Task to complete
Where a line in the listing below contains the word "index", copy that line.
-- START Provided material --
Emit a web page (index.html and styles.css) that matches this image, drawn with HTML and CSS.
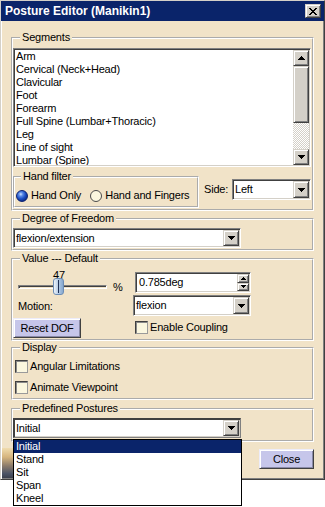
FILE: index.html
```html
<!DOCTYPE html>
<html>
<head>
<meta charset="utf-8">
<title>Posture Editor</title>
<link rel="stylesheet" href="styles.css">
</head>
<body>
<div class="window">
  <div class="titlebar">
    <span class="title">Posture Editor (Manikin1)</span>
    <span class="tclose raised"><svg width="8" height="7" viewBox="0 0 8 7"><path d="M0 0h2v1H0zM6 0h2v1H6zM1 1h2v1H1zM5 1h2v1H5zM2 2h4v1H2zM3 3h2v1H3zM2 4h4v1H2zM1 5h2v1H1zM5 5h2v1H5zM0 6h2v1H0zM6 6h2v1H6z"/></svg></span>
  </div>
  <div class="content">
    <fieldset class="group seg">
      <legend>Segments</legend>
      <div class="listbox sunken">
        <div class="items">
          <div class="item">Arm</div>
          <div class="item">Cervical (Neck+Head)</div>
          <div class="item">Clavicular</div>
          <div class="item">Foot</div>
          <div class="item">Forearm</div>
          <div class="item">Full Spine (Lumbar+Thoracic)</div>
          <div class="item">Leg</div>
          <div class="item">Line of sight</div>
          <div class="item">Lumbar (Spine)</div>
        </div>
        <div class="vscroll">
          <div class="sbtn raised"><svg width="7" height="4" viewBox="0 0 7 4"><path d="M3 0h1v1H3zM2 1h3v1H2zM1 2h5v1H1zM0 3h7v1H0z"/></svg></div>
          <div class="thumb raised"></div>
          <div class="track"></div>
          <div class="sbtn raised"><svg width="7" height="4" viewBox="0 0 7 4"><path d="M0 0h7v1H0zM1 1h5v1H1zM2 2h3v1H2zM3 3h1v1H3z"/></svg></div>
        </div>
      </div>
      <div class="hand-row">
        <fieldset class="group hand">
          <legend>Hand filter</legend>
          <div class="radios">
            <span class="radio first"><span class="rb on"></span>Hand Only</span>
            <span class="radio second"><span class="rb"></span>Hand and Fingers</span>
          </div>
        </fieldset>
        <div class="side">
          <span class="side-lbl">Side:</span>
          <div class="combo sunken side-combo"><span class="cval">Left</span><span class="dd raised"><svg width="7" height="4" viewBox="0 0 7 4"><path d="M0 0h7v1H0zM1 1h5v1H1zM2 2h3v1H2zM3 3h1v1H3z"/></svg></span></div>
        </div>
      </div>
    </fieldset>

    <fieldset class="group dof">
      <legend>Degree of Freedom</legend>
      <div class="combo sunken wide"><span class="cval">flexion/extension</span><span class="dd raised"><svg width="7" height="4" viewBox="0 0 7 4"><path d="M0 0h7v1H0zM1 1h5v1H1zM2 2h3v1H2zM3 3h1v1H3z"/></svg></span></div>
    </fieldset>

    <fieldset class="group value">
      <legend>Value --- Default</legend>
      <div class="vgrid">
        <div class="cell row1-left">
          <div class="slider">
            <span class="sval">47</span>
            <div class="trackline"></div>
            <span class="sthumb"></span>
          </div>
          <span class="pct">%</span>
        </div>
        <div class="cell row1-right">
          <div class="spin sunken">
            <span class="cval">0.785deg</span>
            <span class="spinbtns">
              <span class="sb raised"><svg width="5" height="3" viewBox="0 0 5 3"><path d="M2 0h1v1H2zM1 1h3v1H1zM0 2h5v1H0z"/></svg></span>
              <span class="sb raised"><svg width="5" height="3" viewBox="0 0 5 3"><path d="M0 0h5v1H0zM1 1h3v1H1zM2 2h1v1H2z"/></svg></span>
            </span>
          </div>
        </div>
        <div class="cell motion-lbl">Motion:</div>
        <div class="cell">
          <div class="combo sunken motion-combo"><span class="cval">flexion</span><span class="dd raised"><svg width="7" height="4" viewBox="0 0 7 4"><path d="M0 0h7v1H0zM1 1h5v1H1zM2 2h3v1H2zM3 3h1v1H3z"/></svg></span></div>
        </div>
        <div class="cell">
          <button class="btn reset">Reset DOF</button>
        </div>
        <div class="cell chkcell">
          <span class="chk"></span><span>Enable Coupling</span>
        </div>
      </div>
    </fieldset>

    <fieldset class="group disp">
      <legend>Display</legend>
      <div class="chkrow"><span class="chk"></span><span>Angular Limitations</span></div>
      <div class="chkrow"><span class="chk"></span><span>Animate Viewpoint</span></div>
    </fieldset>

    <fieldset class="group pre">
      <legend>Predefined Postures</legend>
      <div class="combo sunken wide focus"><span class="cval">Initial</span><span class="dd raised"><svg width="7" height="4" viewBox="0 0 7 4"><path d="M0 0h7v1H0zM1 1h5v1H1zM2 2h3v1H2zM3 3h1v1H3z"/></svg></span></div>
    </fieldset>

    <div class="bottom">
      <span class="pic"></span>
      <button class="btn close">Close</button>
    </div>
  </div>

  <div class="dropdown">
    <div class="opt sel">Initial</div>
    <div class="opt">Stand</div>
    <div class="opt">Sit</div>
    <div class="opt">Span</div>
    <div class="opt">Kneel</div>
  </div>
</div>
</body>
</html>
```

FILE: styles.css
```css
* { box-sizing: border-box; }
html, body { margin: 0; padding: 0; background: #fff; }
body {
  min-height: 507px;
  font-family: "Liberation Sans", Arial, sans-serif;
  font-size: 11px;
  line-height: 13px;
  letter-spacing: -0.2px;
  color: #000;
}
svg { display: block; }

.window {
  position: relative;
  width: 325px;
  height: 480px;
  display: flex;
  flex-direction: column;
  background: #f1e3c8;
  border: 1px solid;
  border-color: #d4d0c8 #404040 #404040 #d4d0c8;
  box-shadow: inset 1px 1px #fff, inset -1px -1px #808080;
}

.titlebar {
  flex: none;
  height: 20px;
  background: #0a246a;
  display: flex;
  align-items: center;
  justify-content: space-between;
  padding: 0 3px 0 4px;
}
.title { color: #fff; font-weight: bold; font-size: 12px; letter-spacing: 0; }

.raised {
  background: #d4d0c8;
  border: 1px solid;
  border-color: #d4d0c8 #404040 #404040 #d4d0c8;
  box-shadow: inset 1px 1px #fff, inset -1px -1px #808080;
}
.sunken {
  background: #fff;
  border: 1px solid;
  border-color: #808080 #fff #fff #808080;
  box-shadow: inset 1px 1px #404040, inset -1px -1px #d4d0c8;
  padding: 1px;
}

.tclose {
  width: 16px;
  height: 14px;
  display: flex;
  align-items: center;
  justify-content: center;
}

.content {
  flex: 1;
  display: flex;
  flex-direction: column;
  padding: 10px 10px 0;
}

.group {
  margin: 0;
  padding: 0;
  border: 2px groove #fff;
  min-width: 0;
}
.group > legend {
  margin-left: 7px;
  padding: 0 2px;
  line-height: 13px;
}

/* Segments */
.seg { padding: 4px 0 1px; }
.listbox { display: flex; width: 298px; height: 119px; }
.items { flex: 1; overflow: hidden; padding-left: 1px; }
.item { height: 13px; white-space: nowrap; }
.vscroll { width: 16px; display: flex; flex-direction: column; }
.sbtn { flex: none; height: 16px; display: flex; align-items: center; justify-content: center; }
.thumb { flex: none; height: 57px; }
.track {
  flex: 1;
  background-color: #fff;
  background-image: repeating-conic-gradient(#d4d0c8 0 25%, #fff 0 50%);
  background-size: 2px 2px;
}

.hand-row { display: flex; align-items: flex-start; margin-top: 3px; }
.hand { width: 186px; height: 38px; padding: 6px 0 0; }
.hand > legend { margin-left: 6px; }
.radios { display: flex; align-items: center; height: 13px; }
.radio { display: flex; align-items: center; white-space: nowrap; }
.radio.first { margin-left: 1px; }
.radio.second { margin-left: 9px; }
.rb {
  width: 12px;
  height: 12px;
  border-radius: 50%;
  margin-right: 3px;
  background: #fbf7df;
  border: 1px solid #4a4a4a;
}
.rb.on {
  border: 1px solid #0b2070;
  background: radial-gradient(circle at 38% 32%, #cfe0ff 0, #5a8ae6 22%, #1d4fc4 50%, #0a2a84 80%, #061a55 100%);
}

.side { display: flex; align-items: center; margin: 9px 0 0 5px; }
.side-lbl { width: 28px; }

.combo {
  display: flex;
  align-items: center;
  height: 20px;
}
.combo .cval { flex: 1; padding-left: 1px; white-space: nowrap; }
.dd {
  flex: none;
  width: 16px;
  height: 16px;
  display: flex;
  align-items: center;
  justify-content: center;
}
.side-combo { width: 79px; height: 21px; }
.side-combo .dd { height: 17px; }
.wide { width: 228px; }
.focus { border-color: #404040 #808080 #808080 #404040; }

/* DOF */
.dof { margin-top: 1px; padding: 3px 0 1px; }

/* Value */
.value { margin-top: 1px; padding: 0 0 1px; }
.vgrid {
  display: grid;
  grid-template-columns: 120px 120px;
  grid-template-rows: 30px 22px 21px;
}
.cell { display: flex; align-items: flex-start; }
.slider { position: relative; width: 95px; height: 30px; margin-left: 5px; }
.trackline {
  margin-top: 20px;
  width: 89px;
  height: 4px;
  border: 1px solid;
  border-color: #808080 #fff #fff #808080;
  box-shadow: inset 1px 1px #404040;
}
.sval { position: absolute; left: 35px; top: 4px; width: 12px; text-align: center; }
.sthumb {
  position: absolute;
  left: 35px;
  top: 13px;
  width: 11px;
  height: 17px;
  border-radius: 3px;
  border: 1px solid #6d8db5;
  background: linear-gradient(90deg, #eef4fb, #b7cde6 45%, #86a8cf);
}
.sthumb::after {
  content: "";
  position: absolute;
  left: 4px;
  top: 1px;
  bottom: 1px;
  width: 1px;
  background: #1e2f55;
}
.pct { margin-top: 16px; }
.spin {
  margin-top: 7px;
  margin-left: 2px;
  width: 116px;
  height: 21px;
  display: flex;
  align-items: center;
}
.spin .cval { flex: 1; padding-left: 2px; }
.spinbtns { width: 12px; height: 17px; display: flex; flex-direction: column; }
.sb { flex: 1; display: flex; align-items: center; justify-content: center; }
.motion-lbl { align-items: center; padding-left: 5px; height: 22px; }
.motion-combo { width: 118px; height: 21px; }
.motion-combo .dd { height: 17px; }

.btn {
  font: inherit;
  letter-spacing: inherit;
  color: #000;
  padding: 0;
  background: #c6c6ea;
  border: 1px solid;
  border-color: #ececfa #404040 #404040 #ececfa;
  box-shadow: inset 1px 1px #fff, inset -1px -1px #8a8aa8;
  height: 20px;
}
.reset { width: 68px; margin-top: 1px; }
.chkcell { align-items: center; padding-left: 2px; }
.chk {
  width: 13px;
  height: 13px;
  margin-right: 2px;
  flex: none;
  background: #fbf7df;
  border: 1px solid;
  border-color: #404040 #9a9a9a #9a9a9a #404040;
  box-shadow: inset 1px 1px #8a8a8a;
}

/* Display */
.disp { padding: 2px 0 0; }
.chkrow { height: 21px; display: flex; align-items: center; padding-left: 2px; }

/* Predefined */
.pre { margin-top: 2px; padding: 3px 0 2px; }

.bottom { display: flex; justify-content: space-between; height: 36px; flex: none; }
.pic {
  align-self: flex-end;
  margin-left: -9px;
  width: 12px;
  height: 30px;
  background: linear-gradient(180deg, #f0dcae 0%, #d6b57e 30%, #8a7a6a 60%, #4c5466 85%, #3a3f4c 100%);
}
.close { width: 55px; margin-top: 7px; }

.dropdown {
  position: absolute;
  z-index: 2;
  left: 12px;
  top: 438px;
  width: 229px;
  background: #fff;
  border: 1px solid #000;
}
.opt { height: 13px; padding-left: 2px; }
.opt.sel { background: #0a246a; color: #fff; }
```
-- END Provided material --
Answer for the task
Emit a web page (index.html and styles.css) that matches this image, drawn with HTML and CSS.
FILE: index.html
  z-index: 2;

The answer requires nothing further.